Smartphone-Acquired Anterior Segment Images for Deep Learning Prediction of Anterior Chamber Depth: A Proof-of-Concept Study

Abstract

Purpose: To develop a deep learning (DL) algorithm for predicting anterior chamber depth (ACD) from smartphone-acquired anterior segment photographs.

Methods: For algorithm development, we included 4,157 eyes from 2,084 Chinese primary school students (aged 11-15 years) from Mojiang Myopia Progression Study (MMPS). All participants had with ACD measurement measured with Lenstar (LS 900) and anterior segment photographs acquired from a smartphone (iPhone Xs), which was mounted on slit lamp and under diffuses lighting. The anterior segment photographs were randomly selected by person into training (80%, no. of eyes = 3,326) and testing (20%, no. of eyes = 831) dataset. We excluded participants with intraocular surgery history or pronounced corneal haze. A convolutional neural network was developed to predict ACD based on these anterior segment photographs. To determine the accuracy of our algorithm, we measured the mean absolute error (MAE) and coefficient of determination (R ²) were evaluated. Bland Altman plot was used to illustrate the agreement between DL-predicted and measured ACD values.

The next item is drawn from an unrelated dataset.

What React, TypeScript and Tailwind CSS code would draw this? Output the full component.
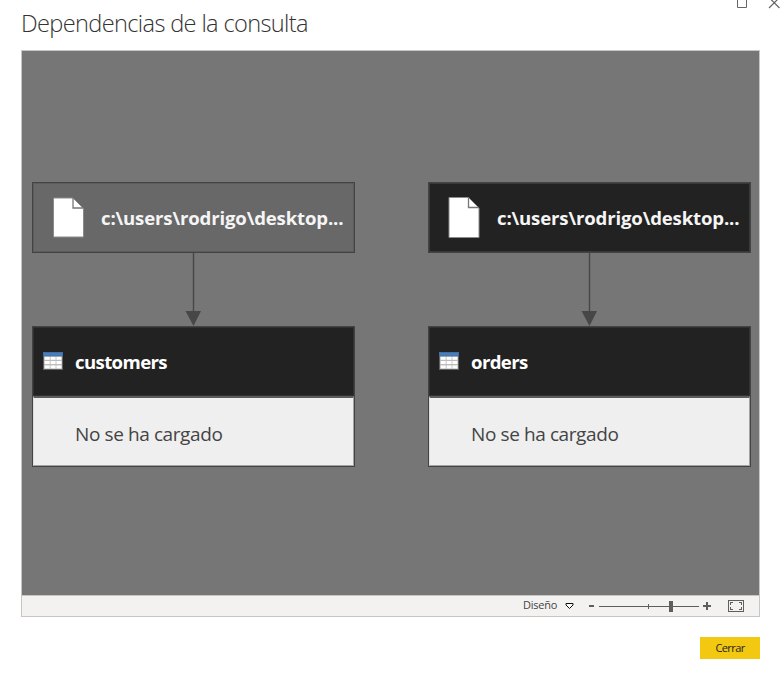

Results: In the test set of 831 eyes, the mean measured ACD was 3.06 ± 0.25 mm, and the mean DL-predicted ACD was 3.10 ± 0.20 mm. The MAE was 0.16 ± 0.13 mm, and R ² was 0.40 between the predicted and measured ACD. The overall mean difference was -0.04 ± 0.20 mm, with 95% limits of agreement ranging between -0.43 and 0.34 mm. The generated saliency maps showed that the algorithm mainly utilized central corneal region (i.e., the site where ACD is clinically measured typically) in making its prediction, providing further plausibility to the algorithm's prediction.

Conclusions: We developed a DL algorithm to estimate ACD based on smartphone-acquired anterior segment photographs. Upon further validation, our algorithm may be further refined for use as a ACD screening tool in rural localities where means of assessing ocular biometry is not readily available. This is particularly important in China where the risk of primary angle closure disease is high and often undetected.

Keywords: anterior chamber depth; deep learning; glaucoma; primary angle-closure glaucoma; smartphone.

Figure 1

Smartphone mounted on slit lamp in use. Anterior segment photographs were captured on study eyes using a smartphone (iPhone Xs, Apple Inc, CA, USA) attached to a slit lamp. The smartphone was fixed on the eyepiece with an adapter (Celestron 81035, Celestron Acquisition LLC, CA, USA), making the camara lens in line with the eyepiece. We used the default mode of iPhone camara with a minimal magnification (1 X) to take photographs. A Bluetooth trigger for a one-tap image capture was fixed on the joystick making the procedure of taking photographs quickly and stably. Diffuse illumination of slit-lamp was used at 45-degree angle, with magnification set at 16X.

Figure 2

Scatterplot illustrating the relationship between deep learning-predicted and actual anterior chamber depth (ACD) measurements from Lenstar (n = 831, r = 0.63, P < 0.001).

Figure 3

Bland-Altman plots illustrating agreement between deep learning-predicted and actual anterior chamber depth (ACD) measurements from Lenstar (n = 831).

Figure 4

Averaged heatmap shows the regions of the anterior segment photograph that were most important for the deep learning algorithm predictions in test set. Hotter colors (reds) indicate higher activity while cooler colors (blues) represent lower activity. (A) an example of original anterior segment photograph (right eye) obtained by iPhone Xs; (B) the heatmap of the corresponding photograph; (C) an example of original anterior segment photograph (left eye); (D) the heatmap of the corresponding photograph; (E) averaged heat map crossed all images (n = 831).